# 4.6: How good is the proportion?

Proportions are frequent in the data analysis, especially for categorical variables. How to check how well the sample proportion corresponds with population proportion?

Here is an example. In hospital, there was a group of 476 patients undergoing specific treatment and 356 among them are smokers (this is the old data). In average, proportion of smokers is slightly less than in our group (70% versus 75%, respectively). To check if this difference is real, we can run the proportions test:

Code $$\PageIndex{1}$$ (Python):

prop.test(x=356, n=476, p=0.7, alternative="two.sided")


(We used two.sided option to check both variants of inequality: larger and smaller. To check one of them (“one tail”), we need greater or less$$^{[1]}$$.)

Confidence interval is narrow. Since the null hypothesis was that “true probability of is equal to 0.7” and p-value was less than 0.05, we reject it in favor to alternative hypothesis, “true probability of is not equal to 0.7”. Consequently, proportion of smokers in our group is different from their proportion in the whole hospital.

Now to the example from foreword. Which candidate won, A or B? Here the proportion test will help again$$^{[2]}$$:

Code $$\PageIndex{2}$$ (Python):

prop.test(x=0.52*262, n=262, p=0.5, alternative="greater")


According to the confidence interval, the real proportion of people voted for candidate A varies from 100% to 47%. This might change completely the result of elections!

Large p-value suggests also that we cannot reject the null hypothesis.
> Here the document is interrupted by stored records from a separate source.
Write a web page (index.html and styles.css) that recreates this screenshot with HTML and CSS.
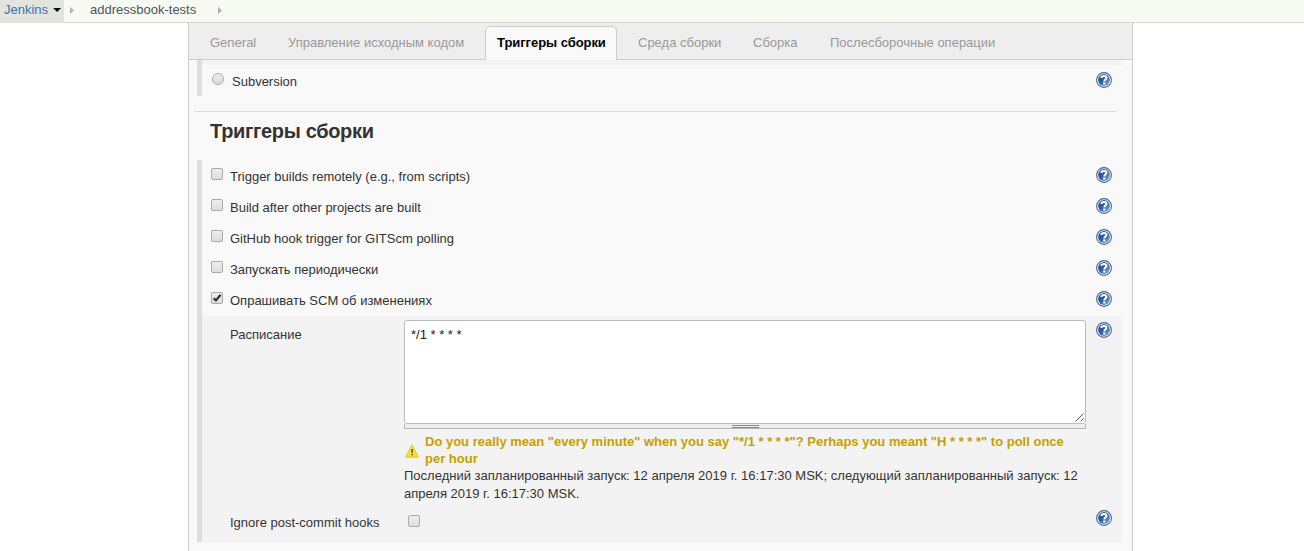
FILE: index.html
```html
<!DOCTYPE html>
<html lang="ru">
<head>
<meta charset="utf-8">
<title>addressbook-tests Config [Jenkins]</title>
<link rel="stylesheet" href="styles.css">
</head>
<body>
<svg class="defs" width="0" height="0">
  <defs>
    <linearGradient id="blue" x1="0" y1="0" x2="1" y2="1">
      <stop offset="0" stop-color="#1d4482"/><stop offset=".5" stop-color="#34619f"/><stop offset="1" stop-color="#8fb0d8"/>
    </linearGradient>
    <linearGradient id="yellow" x1="0" y1="0" x2="0" y2="1">
      <stop offset="0" stop-color="#f5e06c"/><stop offset="1" stop-color="#f5e21c"/>
    </linearGradient>
    <symbol id="help" viewBox="0 0 16 16">
      <circle cx="8" cy="8" r="7.400" fill="#fff" stroke="#3c649f" stroke-width="1.100"/>
      <circle cx="8" cy="8" r="5.900" fill="url(#blue)"/>
      <path d="M5.300 6C5.400 4.400 6.500 3.900 8 3.900s2.500.7 2.500 1.900C10.500 7.300 8.300 7.400 8.300 9.500" fill="none" stroke="#fff" stroke-width="2"/>
      <path d="M7.200 10.500h2.200v2H7.200z" fill="#fff"/>
    </symbol>
  </defs>
</svg>
<nav class="crumbs">
  <a class="crumb-home">Jenkins<i class="caret"></i></a>
  <i class="sep"></i>
  <a class="crumb-job">addressbook-tests</a>
  <i class="sep"></i>
</nav>
<main class="panel">
  <div class="tabs">
    <a class="tab t1"><span>General</span></a>
    <a class="tab t2"><span>Управление исходным кодом</span></a>
    <a class="tab active"><span>Триггеры сборки</span></a>
    <a class="tab t4"><span>Среда сборки</span></a>
    <a class="tab t5"><span>Сборка</span></a>
    <a class="tab t6"><span>Послесборочные операции</span></a>
  </div>
  <section class="group scm">
    <div class="strip"></div>
    <div class="row"><i class="radio"></i><span class="label">Subversion</span><svg class="help"><use href="#help"/></svg></div>
  </section>
  <hr class="rule">
  <h2 class="title">Триггеры сборки</h2>
  <section class="group">
    <div class="row"><i class="check"></i><span class="label">Trigger builds remotely (e.g., from scripts)</span><svg class="help"><use href="#help"/></svg></div>
    <div class="row"><i class="check"></i><span class="label">Build after other projects are built</span><svg class="help"><use href="#help"/></svg></div>
    <div class="row"><i class="check"></i><span class="label">GitHub hook trigger for GITScm polling</span><svg class="help"><use href="#help"/></svg></div>
    <div class="row"><i class="check"></i><span class="label">Запускать периодически</span><svg class="help"><use href="#help"/></svg></div>
    <div class="row"><i class="check"><svg class="tick" viewBox="0 0 12 12"><path d="M2.600 6.300 4.900 8.400 9.600 2.700" fill="none" stroke="#333" stroke-width="2.200"/></svg></i><span class="label">Опрашивать SCM об изменениях</span><svg class="help"><use href="#help"/></svg></div>
    <div class="nested">
      <div class="field">
        <span class="name">Расписание</span>
        <div class="control">
          <div class="area"><span>*/1 * * * *</span>
            <svg class="grip" viewBox="0 0 9 9"><path d="M.5 8.500l8-8M5.500 8.500l3-3" stroke="#555" fill="none"/></svg>
          </div>
          <div class="handle"><i class="lines"></i></div>
          <div class="warning">
            <svg class="warn" viewBox="0 0 14 14"><path d="M7 .8 13.400 13.200H.6z" fill="url(#yellow)" stroke="#dfc63a" stroke-width="1" stroke-linejoin="round"/><path d="M6.200 5h1.800l-.3 4H6.500zM6.300 9.800h1.500v1.500H6.300z" fill="#5a5426"/></svg>
            <div><span>Do you really mean "every minute" when you say "*/1 * * * *"? Perhaps you meant "H * * * *" to poll once</span><br><span>per hour</span></div>
          </div>
          <div class="info"><span class="first-line">Последний запланированный запуск: 12 апреля 2019 г. 16:17:30 MSK; следующий запланированный запуск: 12</span><br><span>апреля 2019 г. 16:17:30 MSK.</span></div>
        </div>
        <svg class="help"><use href="#help"/></svg>
      </div>
      <div class="field last">
        <span class="name">Ignore post-commit hooks</span>
        <div class="control"><i class="check"></i></div>
        <svg class="help"><use href="#help"/></svg>
      </div>
    </div>
  </section>
</main>
</body>
</html>
```
FILE: styles.css
```css
* { box-sizing: border-box; }
body { margin: 0; height: 551px; background: #fff; color: #333; font: 13px/18px "Liberation Sans", Arial, sans-serif; }
.defs { position: absolute; }
span, a { white-space: nowrap; }

.crumbs { display: flex; height: 23px; background: #f6faf2; border-bottom: 1px solid #d3d7cf; line-height: 19px; color: #4d545d; }
.crumb-home { display: flex; width: 64px; height: 23px; padding-left: 4px; background: #e2e5de; color: #3f70b0; }
.caret { width: 8px; height: 4px; margin: 8px 0 0 5px; background: #000; clip-path: polygon(0 0, 100% 0, 50% 100%); }
.sep { width: 4px; height: 7px; margin: 7px 16px 0 6px; background: #b0b3ad; clip-path: polygon(0 0, 100% 50%, 0 100%); }
.crumb-job { width: 122px; }

.panel { width: 945px; height: 528px; margin-left: 188px; border: solid #ccc; border-width: 0 1px; background: #f9f9f9; }
.tabs { display: flex; align-items: flex-end; height: 37px; background: #eee; border-bottom: 1px solid #ccc; color: #999; }
.tab { height: 33px; line-height: 33px; }
.t1 { margin-left: 21px; width: 78px; }
.t2 { width: 197px; }
.active { width: 132px; height: 34px; margin-bottom: -1px; padding-left: 11px; border: 1px solid #ccc; border-bottom: 0; border-radius: 5px 5px 0 0; background: #f9f9f9; color: #000; font-weight: bold; line-height: 32px; letter-spacing: -.05px; }
.t4 { margin-left: 21px; width: 115px; }
.t5 { width: 77px; }

.group { width: 925px; margin-left: 8px; border-left: 5px solid #ddd; }
.scm { height: 36px; }
.strip { height: 5px; background: #f3f3f3; }
.row { display: flex; height: 31px; padding: 7px 10px 0 9px; }
.row .label { padding-left: 7px; line-height: 20px; }
.scm .label { padding-left: 8px; }
.help { width: 16px; height: 16px; margin-left: auto; flex: none; }
.check { width: 12px; height: 12px; margin-top: 1px; flex: none; border: 1px solid #aaa; border-radius: 2px; background: linear-gradient(#eee, #ddd); }
.radio { width: 12px; height: 12px; margin: 1px 0 0 1px; flex: none; border: 1px solid #aaa; border-radius: 50%; background: linear-gradient(#eee, #d8d8d8); }
.tick { display: block; width: 12px; height: 12px; margin: -1px; }
.rule { width: 923px; height: 1px; margin: 15px 0 0 5px; border: 0; background: #ddd; }
.title { margin: 0 0 0 21px; height: 48px; padding-top: 7px; font-size: 20px; line-height: 24px; letter-spacing: -.33px; }

.nested { height: 227px; background: #f3f3f3; padding: 5px 10px 0 28px; }
.field { display: flex; height: 188px; }
.name { width: 174px; padding-top: 6px; flex: none; }
.control { width: 682px; }
.field .help { margin-top: 2px; }
.area { position: relative; height: 104px; padding: 5px 6px; border: 1px solid #bbb; border-radius: 3px; background: #fff; color: #222; }
.grip { position: absolute; right: 1px; bottom: 1px; width: 9px; height: 9px; }
.handle { height: 5px; padding-top: 1px; border: 1px solid #b5b8b0; border-top: 0; background: #eee; }
.lines { display: block; width: 27px; height: 3px; margin-left: 327px; border: solid #888c85; border-width: 1px 0; }
.warning { display: flex; padding-top: 4px; color: #c4a000; font-weight: bold; line-height: 17px; }
.warn { width: 14px; height: 14px; margin: 11px 6px 0 1px; flex: none; }
.first-line { letter-spacing: .01px; }
.last { height: 34px; }
.last .check { display: block; margin: 7px 0 0 4px; }
```
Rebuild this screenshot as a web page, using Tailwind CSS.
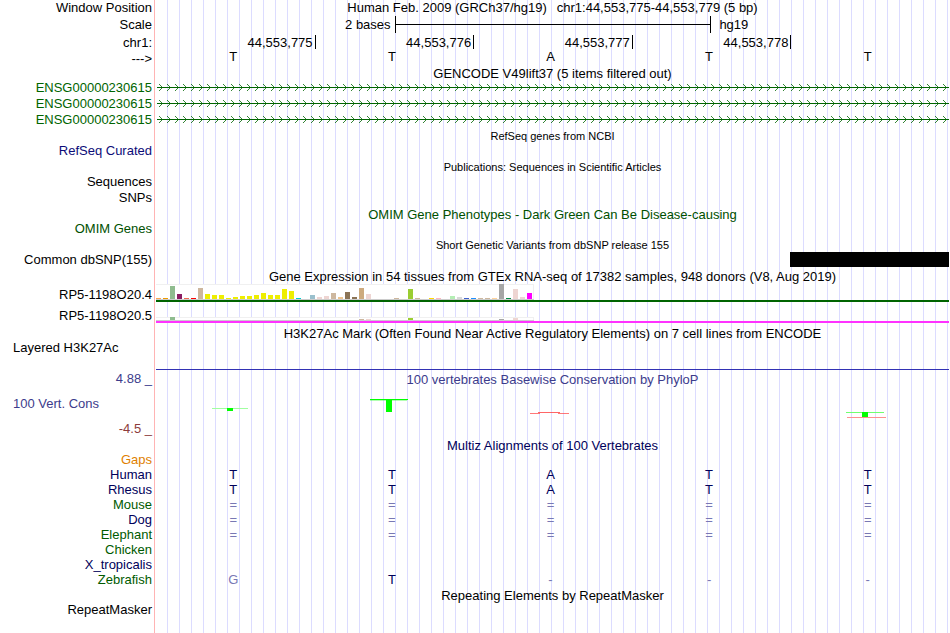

We must conclude that “true p is not greater then 0.5”. Therefore, using only that data it is impossible to tell if candidate A won the elections.

This exercise is related with phyllotaxis (Figure 4.7.1), botanical phenomenon when leaves on the branch are distributed in accordance with the particular rule. Most amazingly, this rule (formulas of phyllotaxis) is quite often the Fibonacci rule, kind of fraction where numerators and denominators are members of the famous Fibonacci sequence. We made R function Phyllotaxis() which produces these fractions:

Code $$\PageIndex{3}$$ (Python):

sapply(1:10, Phyllotaxis) # asmisc.r


In the open repository, there is a data file phyllotaxis.txt which contains measurements of phyllotaxis in nature. Variables N.CIRCLES and N.LEAVES are numerator and denominator, respectively. Variable FAMILY is the name of plant family. Many formulas in this data file belong to “classic” Fibonacci group (see above), but some do not. Please count proportions of non-classic formulas per family, determine which family is the most deviated and check if the proportion of non-classic formulas in this family is statistically different from the average proportion (calculated from the whole data).